Emploi, éducation, transport
Demain, lors de l’élection du président de l’Île-de-France, LO comptant dans ce conseil régional trois élus dont elle-même, Arlette Laguiller « bien entendu ne fera rien qui pourrait faire élire un candidat de droite ou du FN, mais si le candidat PS demande les voix LO, il devra se prononcer sur des mesures que nous défendons, comme l’interdiction des plans de licenciements ou la réquisition d’une partie des profits des entreprises pour financer de la création d’emplois ». Les élus de LO comptent « prendre toute leur place dans le fonctionnement des assemblées régionales, mais les participations aux commissions se décident à la proportionnelle ». « Dans la mesure du possible, on interviendra sur le plus utile à la population laborieuse, emploi, éducation, transport ».
Les indemnités des conseillers se situent entre 8 000 et 15 000 F suivant l’importance des régions. « Fidèles à la tradition du mouvement révolutionnaire communiste, les élus évidemment ne l’empocheront pas individuellement, mais la reverseront intégralement au mouvement ».

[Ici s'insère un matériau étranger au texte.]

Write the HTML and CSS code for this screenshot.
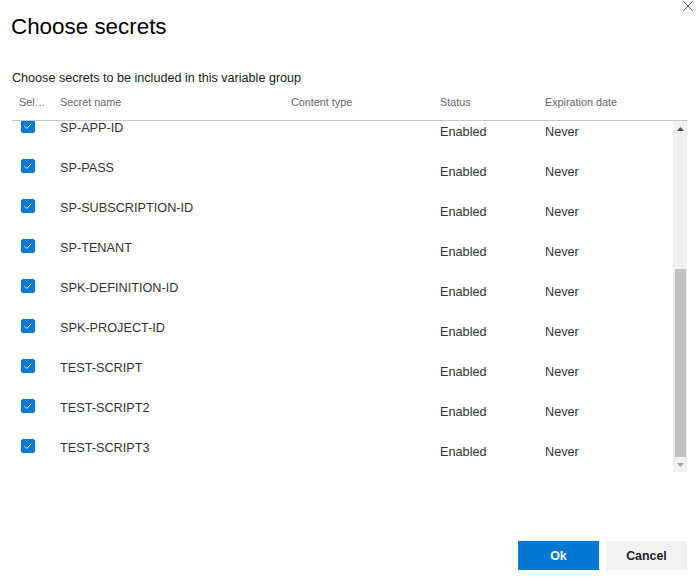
FILE: index.html
```html
<!DOCTYPE html>
<html lang="en">
<head>
<meta charset="utf-8">
<title>Choose secrets</title>
<link rel="stylesheet" href="styles.css">
</head>
<body>
<div class="dialog">
  <button class="close" aria-label="Close">
    <svg width="10" height="10" viewBox="0 0 10 10"><path d="M0.5 0.5 L9.5 9.5 M9.5 0.5 L0.5 9.5" stroke="#5f5f5f" stroke-width="1" fill="none"/></svg>
  </button>
  <h1 class="title">Choose secrets</h1>
  <p class="subtitle">Choose secrets to be included in this variable group</p>
  <div class="table">
    <div class="thead">
      <div class="th">Select</div>
      <div class="th">Secret name</div>
      <div class="th">Content type</div>
      <div class="th">Status</div>
      <div class="th">Expiration date</div>
    </div>
    <div class="tbody">
      <div class="viewport">
        <div class="rows">
          <div class="row"><div class="c-check"><span class="cb"><svg width="14" height="14" viewBox="0 0 14 14"><path d="M3.5 7.2 L5.8 9.5 L10.5 4.5" stroke="#fff" stroke-width="1" fill="none"/></svg></span></div><div class="c-name">SP-APP-ID</div><div class="c-type"></div><div class="c-status">Enabled</div><div class="c-status">Never</div></div>
          <div class="row"><div class="c-check"><span class="cb"><svg width="14" height="14" viewBox="0 0 14 14"><path d="M3.5 7.2 L5.8 9.5 L10.5 4.5" stroke="#fff" stroke-width="1" fill="none"/></svg></span></div><div class="c-name">SP-PASS</div><div class="c-type"></div><div class="c-status">Enabled</div><div class="c-status">Never</div></div>
          <div class="row"><div class="c-check"><span class="cb"><svg width="14" height="14" viewBox="0 0 14 14"><path d="M3.5 7.2 L5.8 9.5 L10.5 4.5" stroke="#fff" stroke-width="1" fill="none"/></svg></span></div><div class="c-name">SP-SUBSCRIPTION-ID</div><div class="c-type"></div><div class="c-status">Enabled</div><div class="c-status">Never</div></div>
          <div class="row"><div class="c-check"><span class="cb"><svg width="14" height="14" viewBox="0 0 14 14"><path d="M3.5 7.2 L5.8 9.5 L10.5 4.5" stroke="#fff" stroke-width="1" fill="none"/></svg></span></div><div class="c-name">SP-TENANT</div><div class="c-type"></div><div class="c-status">Enabled</div><div class="c-status">Never</div></div>
          <div class="row"><div class="c-check"><span class="cb"><svg width="14" height="14" viewBox="0 0 14 14"><path d="M3.5 7.2 L5.8 9.5 L10.5 4.5" stroke="#fff" stroke-width="1" fill="none"/></svg></span></div><div class="c-name">SPK-DEFINITION-ID</div><div class="c-type"></div><div class="c-status">Enabled</div><div class="c-status">Never</div></div>
          <div class="row"><div class="c-check"><span class="cb"><svg width="14" height="14" viewBox="0 0 14 14"><path d="M3.5 7.2 L5.8 9.5 L10.5 4.5" stroke="#fff" stroke-width="1" fill="none"/></svg></span></div><div class="c-name">SPK-PROJECT-ID</div><div class="c-type"></div><div class="c-status">Enabled</div><div class="c-status">Never</div></div>
          <div class="row"><div class="c-check"><span class="cb"><svg width="14" height="14" viewBox="0 0 14 14"><path d="M3.5 7.2 L5.8 9.5 L10.5 4.5" stroke="#fff" stroke-width="1" fill="none"/></svg></span></div><div class="c-name">TEST-SCRIPT</div><div class="c-type"></div><div class="c-status">Enabled</div><div class="c-status">Never</div></div>
          <div class="row"><div class="c-check"><span class="cb"><svg width="14" height="14" viewBox="0 0 14 14"><path d="M3.5 7.2 L5.8 9.5 L10.5 4.5" stroke="#fff" stroke-width="1" fill="none"/></svg></span></div><div class="c-name">TEST-SCRIPT2</div><div class="c-type"></div><div class="c-status">Enabled</div><div class="c-status">Never</div></div>
          <div class="row"><div class="c-check"><span class="cb"><svg width="14" height="14" viewBox="0 0 14 14"><path d="M3.5 7.2 L5.8 9.5 L10.5 4.5" stroke="#fff" stroke-width="1" fill="none"/></svg></span></div><div class="c-name">TEST-SCRIPT3</div><div class="c-type"></div><div class="c-status">Enabled</div><div class="c-status">Never</div></div>
        </div>
      </div>
      <div class="scrollbar">
        <div class="sb-btn"><svg width="7" height="4" viewBox="0 0 7 4"><polygon points="0,4 7,4 3.5,0" fill="#505050"/></svg></div>
        <div class="sb-track"><div class="sb-thumb"></div></div>
        <div class="sb-btn"><svg width="7" height="4" viewBox="0 0 7 4"><polygon points="0,0 7,0 3.5,4" fill="#a3a3a3"/></svg></div>
      </div>
    </div>
  </div>
  <div class="footer">
    <button class="btn primary">Ok</button>
    <button class="btn">Cancel</button>
  </div>
</div>
</body>
</html>
```

FILE: styles.css
```css
* { box-sizing: border-box; }
html, body { margin: 0; padding: 0; background: #fff; }
body { font-family: "Liberation Sans", Arial, sans-serif; }

.dialog {
  position: relative;
  width: 700px;
  height: 588px;
  padding: 15px 13px 0 12px;
}

.close {
  position: absolute;
  top: 1px;
  right: 7px;
  width: 10px;
  height: 10px;
  padding: 0;
  border: 0;
  background: none;
  display: block;
}
.close svg { display: block; }

.title {
  margin: 0 0 0 -1px;
  font-size: 22.4px;
  font-weight: 400;
  line-height: 24px;
  color: #000;
}

.subtitle {
  margin: 32px 0 0;
  font-size: 12.6px;
  line-height: 15px;
  color: #1b1b1b;
}

.thead, .row {
  display: grid;
  grid-template-columns: 41px 231px 149px 105px 1fr;
}

.thead {
  margin-top: 10px;
  padding-bottom: 11px;
  border-bottom: 1px solid #c8c8c8;
  font-size: 10.8px;
  line-height: 13px;
  color: #666;
}
.th {
  padding: 0 7px;
  white-space: nowrap;
  overflow: hidden;
  text-overflow: ellipsis;
}

.tbody {
  display: flex;
  height: 351px;
}
.viewport {
  flex: 1;
  overflow: hidden;
}
.rows { margin-top: -9px; }

.row {
  height: 40px;
  align-items: start;
  font-size: 12.7px;
  line-height: 14px;
  color: #333;
}
.c-check { padding: 7px 0 0 9px; }
.c-name { padding: 9px 7px 0; white-space: nowrap; }
.c-type { padding: 9px 7px 0; }
.c-status { padding: 13px 7px 0; white-space: nowrap; }

.cb {
  display: block;
  width: 14px;
  height: 14px;
  border-radius: 2px;
  background: #0078d4;
}
.cb svg { display: block; }

.scrollbar {
  width: 14px;
  background: #f1f1f1;
  display: flex;
  flex-direction: column;
}
.sb-btn {
  height: 15px;
  display: flex;
  align-items: center;
  justify-content: center;
}
.sb-btn svg { display: block; }
.sb-track {
  flex: 1;
  display: flex;
  flex-direction: column;
  justify-content: flex-end;
  padding: 0 1px 0 2px;
}
.sb-thumb {
  height: 188px;
  background: #c1c1c1;
}

.footer {
  display: flex;
  justify-content: flex-end;
  gap: 7px;
  margin-top: 69px;
}
.btn {
  width: 81px;
  height: 29px;
  border: 0;
  padding: 0;
  font-family: "Liberation Sans", Arial, sans-serif;
  font-size: 12.4px;
  font-weight: 700;
  background: #f3f2f1;
  color: #201f1e;
}
.btn.primary {
  background: #0078d4;
  color: #fff;
}
```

La liaison salariés-chômeurs
Pour Arlette Laguiller, « il est clair que les mesures prises par Jospin jusqu’à maintenant, ne règleront pas le problème prioritaire du chômage ». « Au rythme des seuls 50 000 emplois-jeunes créés en neuf mois, il faudra dix ans au moins, sans compter que le patronat ne prendra pas sa part des 350 000 prévus dans le plan 750 000 ». « D’autres mesures radicales s’imposent ».

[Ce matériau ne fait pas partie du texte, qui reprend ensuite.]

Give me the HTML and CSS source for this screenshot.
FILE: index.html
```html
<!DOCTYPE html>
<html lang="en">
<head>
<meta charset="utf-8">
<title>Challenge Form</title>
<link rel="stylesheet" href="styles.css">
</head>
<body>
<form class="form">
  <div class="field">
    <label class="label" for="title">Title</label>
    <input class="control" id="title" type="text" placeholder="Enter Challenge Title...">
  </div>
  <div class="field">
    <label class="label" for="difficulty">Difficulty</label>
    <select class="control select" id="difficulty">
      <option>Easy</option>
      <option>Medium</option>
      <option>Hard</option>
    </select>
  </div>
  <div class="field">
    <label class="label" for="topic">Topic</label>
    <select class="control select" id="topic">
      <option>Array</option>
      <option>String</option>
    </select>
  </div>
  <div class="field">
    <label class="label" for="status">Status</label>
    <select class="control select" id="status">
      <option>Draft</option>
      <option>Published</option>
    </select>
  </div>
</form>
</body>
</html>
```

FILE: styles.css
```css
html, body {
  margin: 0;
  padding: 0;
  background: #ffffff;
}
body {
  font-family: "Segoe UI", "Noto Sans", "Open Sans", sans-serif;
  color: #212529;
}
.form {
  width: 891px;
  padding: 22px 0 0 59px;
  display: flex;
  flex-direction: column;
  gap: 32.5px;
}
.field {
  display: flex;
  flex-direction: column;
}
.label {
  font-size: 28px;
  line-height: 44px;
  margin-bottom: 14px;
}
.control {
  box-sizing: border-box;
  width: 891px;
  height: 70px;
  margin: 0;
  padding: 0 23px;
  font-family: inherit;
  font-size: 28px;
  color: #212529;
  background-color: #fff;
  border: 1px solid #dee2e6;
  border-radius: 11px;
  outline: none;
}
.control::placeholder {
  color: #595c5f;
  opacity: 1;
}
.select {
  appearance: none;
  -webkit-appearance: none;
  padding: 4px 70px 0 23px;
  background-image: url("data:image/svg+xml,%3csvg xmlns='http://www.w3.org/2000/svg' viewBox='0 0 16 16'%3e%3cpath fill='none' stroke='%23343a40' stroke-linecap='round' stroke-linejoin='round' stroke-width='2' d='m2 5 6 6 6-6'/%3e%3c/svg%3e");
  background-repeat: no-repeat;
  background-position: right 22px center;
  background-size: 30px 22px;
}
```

Avec 8 000 adhérents, Lutte ouvrière « ne prétend pas avoir les moyens d’un parti capable d’intervenir au niveau national, nous sommes absents dans des centaines d’entreprises du pays, mais on construit avec nos forces et ce que nous sommes ». « Nous sommes présents dans de nombreux combats menés par la classe ouvrière dans les entreprises, mais aussi aux côtés des mouvements d’associations de chômeurs et nous essayons de faire la liaison entre salariés et chômeurs ».